Que tous les cuisiniers qui se lamentent de ne plus trouver de bons légumes, de bonnes viandes, que tous ceux qui recherchent la variété et le naturel se rassurent. Philippe Vasseur, ministre de l'Agriculture, de la Pêche et de l'Alimentation, a présenté le 12 février 97, une nouvelle loi d'orientation pour l'Agriculture, l'Alimentation et la Forêt. La dernière loi d'orientation de l'Agriculture datait de 1962, elle préconisait le productivisme. Les agriculteurs devaient produire au maximum pour nourrir les Français et exporter. Conséquences, il y 30 ans, un paysan nourrissait huit personnes, maintenant il en nourrit trente. 900.000 fermes ont disparu, les agriculteurs vivent dans une certaine précarité, les aliments ont perdu toute leur saveur et, de plus, certains sont devenus dangereux pour la santé : la vache est «folle», les légumes pleins de nitrates, les viandes bourrées d'antibiotiques... A partir de maintenant, tout devrait changer. Philippe Vasseur a pour ambition de faire de la France : «La référence mondiale en matière de qualité alimentaire, aussi bien pour ses entreprises que pour ses produits qu'il s'agisse en priorité de la qualité sanitaire ou des produits de qualité ou de terroir.»

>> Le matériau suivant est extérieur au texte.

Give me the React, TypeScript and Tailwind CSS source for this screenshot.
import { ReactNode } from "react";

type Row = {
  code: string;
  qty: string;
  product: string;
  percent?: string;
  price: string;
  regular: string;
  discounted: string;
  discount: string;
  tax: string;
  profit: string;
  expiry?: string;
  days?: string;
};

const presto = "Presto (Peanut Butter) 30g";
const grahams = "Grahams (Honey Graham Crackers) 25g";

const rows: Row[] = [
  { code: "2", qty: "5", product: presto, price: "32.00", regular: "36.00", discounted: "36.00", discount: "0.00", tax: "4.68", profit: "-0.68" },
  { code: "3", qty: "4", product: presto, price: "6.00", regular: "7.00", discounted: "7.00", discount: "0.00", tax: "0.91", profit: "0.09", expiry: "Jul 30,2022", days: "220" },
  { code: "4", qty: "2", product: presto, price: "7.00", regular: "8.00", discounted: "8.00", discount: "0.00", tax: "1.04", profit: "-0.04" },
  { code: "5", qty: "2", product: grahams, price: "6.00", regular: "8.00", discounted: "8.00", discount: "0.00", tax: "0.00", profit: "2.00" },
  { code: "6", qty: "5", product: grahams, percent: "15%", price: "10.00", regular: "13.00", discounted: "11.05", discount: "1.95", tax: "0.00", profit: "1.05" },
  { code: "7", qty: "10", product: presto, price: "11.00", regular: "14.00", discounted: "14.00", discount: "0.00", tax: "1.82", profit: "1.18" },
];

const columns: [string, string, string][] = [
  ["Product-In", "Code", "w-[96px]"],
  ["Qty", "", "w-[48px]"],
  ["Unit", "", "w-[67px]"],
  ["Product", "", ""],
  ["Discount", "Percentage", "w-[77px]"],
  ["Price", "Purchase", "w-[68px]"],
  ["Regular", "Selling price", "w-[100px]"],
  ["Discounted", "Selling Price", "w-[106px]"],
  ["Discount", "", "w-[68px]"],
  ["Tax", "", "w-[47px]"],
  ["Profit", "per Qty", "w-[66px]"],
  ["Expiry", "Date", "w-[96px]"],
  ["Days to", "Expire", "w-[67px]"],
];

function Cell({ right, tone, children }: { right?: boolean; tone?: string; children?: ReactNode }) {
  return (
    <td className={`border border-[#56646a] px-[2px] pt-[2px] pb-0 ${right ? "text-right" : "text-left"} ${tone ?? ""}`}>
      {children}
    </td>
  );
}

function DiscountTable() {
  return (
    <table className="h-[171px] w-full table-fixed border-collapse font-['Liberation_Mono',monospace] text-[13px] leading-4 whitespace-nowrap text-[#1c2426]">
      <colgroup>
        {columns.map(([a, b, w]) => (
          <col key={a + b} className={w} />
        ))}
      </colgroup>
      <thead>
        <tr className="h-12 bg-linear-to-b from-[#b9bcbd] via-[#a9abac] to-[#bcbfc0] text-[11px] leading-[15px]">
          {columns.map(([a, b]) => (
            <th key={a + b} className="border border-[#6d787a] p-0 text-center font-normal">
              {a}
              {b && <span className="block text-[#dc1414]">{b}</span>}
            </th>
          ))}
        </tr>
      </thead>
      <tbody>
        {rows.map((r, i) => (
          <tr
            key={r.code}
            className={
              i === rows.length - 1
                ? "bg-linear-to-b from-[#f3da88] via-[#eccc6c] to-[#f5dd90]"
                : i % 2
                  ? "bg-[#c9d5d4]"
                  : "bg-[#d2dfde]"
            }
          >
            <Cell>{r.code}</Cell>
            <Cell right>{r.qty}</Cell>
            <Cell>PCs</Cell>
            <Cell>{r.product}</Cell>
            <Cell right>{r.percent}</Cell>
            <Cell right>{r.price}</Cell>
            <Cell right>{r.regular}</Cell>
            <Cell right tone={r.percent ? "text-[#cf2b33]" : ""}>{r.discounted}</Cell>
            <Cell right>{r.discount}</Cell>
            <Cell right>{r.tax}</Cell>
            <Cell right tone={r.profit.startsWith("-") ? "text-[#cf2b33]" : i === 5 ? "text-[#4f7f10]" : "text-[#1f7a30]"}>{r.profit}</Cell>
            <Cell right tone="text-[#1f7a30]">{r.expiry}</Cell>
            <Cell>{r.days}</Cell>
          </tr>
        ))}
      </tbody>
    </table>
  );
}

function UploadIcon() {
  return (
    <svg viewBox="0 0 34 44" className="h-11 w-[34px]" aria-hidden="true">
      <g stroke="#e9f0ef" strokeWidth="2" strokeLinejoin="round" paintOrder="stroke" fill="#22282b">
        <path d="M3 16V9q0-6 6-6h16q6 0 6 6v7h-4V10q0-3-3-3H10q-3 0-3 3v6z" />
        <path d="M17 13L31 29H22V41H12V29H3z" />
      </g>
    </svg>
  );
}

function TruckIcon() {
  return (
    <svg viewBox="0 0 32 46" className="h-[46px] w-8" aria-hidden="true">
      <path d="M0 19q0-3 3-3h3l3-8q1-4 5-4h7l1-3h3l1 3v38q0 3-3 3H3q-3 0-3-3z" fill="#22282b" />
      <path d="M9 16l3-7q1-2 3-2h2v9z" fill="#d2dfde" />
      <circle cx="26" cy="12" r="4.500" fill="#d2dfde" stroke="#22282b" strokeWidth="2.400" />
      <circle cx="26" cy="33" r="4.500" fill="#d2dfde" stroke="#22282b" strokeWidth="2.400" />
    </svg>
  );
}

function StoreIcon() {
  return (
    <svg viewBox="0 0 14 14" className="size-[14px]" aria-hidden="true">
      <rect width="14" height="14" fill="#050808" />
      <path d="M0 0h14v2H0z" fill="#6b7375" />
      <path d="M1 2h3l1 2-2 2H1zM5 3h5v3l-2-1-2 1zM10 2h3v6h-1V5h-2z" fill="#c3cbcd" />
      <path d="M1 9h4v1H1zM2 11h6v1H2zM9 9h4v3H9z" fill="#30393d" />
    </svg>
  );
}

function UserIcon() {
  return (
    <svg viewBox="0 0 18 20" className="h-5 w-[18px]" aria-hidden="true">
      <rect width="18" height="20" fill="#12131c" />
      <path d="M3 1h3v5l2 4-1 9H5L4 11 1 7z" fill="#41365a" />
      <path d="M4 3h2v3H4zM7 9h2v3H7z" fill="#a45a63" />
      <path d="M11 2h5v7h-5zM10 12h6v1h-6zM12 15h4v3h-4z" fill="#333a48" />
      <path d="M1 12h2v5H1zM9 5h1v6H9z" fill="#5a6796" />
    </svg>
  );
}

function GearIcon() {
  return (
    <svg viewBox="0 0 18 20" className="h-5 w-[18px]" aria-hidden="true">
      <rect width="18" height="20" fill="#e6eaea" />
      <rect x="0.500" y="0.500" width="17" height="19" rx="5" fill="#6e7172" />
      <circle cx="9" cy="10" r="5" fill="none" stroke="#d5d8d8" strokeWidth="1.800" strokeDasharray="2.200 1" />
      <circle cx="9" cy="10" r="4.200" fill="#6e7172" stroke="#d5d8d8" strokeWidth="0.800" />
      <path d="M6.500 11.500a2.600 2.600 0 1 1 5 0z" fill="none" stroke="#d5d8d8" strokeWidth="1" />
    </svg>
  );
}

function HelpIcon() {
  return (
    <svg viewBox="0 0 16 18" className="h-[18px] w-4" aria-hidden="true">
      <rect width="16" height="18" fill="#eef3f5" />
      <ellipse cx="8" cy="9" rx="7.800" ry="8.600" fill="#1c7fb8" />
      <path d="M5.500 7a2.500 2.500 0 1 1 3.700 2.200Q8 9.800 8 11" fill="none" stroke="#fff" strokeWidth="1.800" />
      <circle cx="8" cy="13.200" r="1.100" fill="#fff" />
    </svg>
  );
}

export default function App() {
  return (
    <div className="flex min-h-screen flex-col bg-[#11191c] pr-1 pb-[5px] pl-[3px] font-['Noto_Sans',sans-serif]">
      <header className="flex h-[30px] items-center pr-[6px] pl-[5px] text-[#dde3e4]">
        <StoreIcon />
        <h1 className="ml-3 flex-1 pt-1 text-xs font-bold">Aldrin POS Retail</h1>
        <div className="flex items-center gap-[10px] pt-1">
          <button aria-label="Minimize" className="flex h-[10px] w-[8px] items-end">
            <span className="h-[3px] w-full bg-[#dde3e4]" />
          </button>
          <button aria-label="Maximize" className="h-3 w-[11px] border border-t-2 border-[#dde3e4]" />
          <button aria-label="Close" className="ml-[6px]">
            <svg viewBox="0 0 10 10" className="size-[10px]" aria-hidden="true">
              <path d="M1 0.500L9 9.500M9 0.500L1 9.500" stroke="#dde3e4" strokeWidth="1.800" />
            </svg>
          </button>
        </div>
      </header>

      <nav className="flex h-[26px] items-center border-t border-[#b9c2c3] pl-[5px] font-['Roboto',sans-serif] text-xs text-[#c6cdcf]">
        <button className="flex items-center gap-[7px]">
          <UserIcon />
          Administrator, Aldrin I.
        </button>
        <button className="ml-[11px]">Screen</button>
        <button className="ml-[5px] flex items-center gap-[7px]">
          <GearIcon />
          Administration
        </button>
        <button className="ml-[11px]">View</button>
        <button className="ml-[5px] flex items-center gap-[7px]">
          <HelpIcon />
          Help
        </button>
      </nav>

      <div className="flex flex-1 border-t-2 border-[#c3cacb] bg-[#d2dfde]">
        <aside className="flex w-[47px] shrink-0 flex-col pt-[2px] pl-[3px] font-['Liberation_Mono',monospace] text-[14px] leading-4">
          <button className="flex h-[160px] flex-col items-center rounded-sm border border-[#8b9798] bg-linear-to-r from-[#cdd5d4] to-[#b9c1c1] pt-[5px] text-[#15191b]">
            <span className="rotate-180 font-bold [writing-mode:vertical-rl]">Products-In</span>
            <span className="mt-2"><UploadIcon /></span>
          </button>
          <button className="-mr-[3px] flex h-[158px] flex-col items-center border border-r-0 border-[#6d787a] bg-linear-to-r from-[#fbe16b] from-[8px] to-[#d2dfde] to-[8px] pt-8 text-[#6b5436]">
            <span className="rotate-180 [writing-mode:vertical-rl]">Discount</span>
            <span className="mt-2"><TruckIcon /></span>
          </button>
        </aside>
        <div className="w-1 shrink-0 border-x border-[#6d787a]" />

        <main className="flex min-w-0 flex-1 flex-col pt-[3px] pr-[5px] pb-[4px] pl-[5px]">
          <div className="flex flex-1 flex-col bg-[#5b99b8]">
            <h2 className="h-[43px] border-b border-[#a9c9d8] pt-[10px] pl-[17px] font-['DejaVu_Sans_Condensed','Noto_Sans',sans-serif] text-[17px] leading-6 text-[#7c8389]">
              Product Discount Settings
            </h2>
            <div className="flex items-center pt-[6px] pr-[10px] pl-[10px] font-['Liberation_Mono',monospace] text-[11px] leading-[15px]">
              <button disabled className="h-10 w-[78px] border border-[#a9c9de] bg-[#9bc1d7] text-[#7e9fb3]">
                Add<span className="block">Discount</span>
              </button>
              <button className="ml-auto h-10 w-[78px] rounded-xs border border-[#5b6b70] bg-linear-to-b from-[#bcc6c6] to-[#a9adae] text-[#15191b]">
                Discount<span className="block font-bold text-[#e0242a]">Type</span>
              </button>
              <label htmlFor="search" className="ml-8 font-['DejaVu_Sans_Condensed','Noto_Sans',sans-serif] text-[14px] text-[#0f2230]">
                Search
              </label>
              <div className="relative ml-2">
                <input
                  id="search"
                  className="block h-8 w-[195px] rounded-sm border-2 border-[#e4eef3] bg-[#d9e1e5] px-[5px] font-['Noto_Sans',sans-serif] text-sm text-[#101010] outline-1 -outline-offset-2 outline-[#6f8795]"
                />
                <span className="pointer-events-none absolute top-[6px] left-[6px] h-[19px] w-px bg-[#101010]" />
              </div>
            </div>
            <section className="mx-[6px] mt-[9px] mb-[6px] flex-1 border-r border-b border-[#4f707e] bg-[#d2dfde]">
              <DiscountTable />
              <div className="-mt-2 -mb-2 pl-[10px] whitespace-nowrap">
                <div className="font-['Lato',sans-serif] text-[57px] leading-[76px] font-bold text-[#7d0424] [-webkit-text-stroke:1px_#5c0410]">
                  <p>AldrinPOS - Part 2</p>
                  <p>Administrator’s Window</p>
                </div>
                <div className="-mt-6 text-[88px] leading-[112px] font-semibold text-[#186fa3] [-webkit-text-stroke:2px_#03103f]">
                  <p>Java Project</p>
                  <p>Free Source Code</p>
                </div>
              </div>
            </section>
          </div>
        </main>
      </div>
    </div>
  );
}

Pour valoriser et pour protéger ses produits, la France dispose déjà de garanties officielles : le Label Rouge, le label régional, l'AOC, la Certification de conformité, l'AB (Agriculture biologique). Il est vrai que tous ces signes sont bien difficiles à comprendre pour les consommateurs. La loi d'orientation agricole prévoit d'en améliorer la lisibilité. Administrativement, cela passerait par la disparition de l'INAO (Institut National des Appellations d'Origine) pour faire place à un «Institut de la Qualité et des Appellations d'Origine» qui délivrerait deux brevets de bonne conduite facilement identifiables : le Label Rouge pour la qualité supérieure et une Certification de provenance géographique. Cette démarche s'inscrit également dans la perspective d'une visibilité renforcée pour les produits du terroir au niveau de l'Europe. Enfin, avec la signature «Qualité France», Philippe Vasseur espère freiner les importations, donc reconquérir le marché intérieur sans contrevenir aux règles commerciales du libre-échange. Néanmoins, cela n'empêchera pas les OGM** américains, ce soja et ce maïs génétiquement modifiés, d'envahir notre pays. On ne sait pas s'ils sont dangereux pour notre santé, mais ils sont moins chers. Combien d'industriels ou d'agriculteurs prendront le risque de laisser de côté ces produits qui leur permettront de baisser leurs coûts de production, donc de rester compétitifs ?
*MDD : Marque de Distributeur.
**OGM : Organismes génétiquement modifiés.
Deux signes officiels de qualité seront retenus : le Label Rouge et la
Certification de provenance géographique.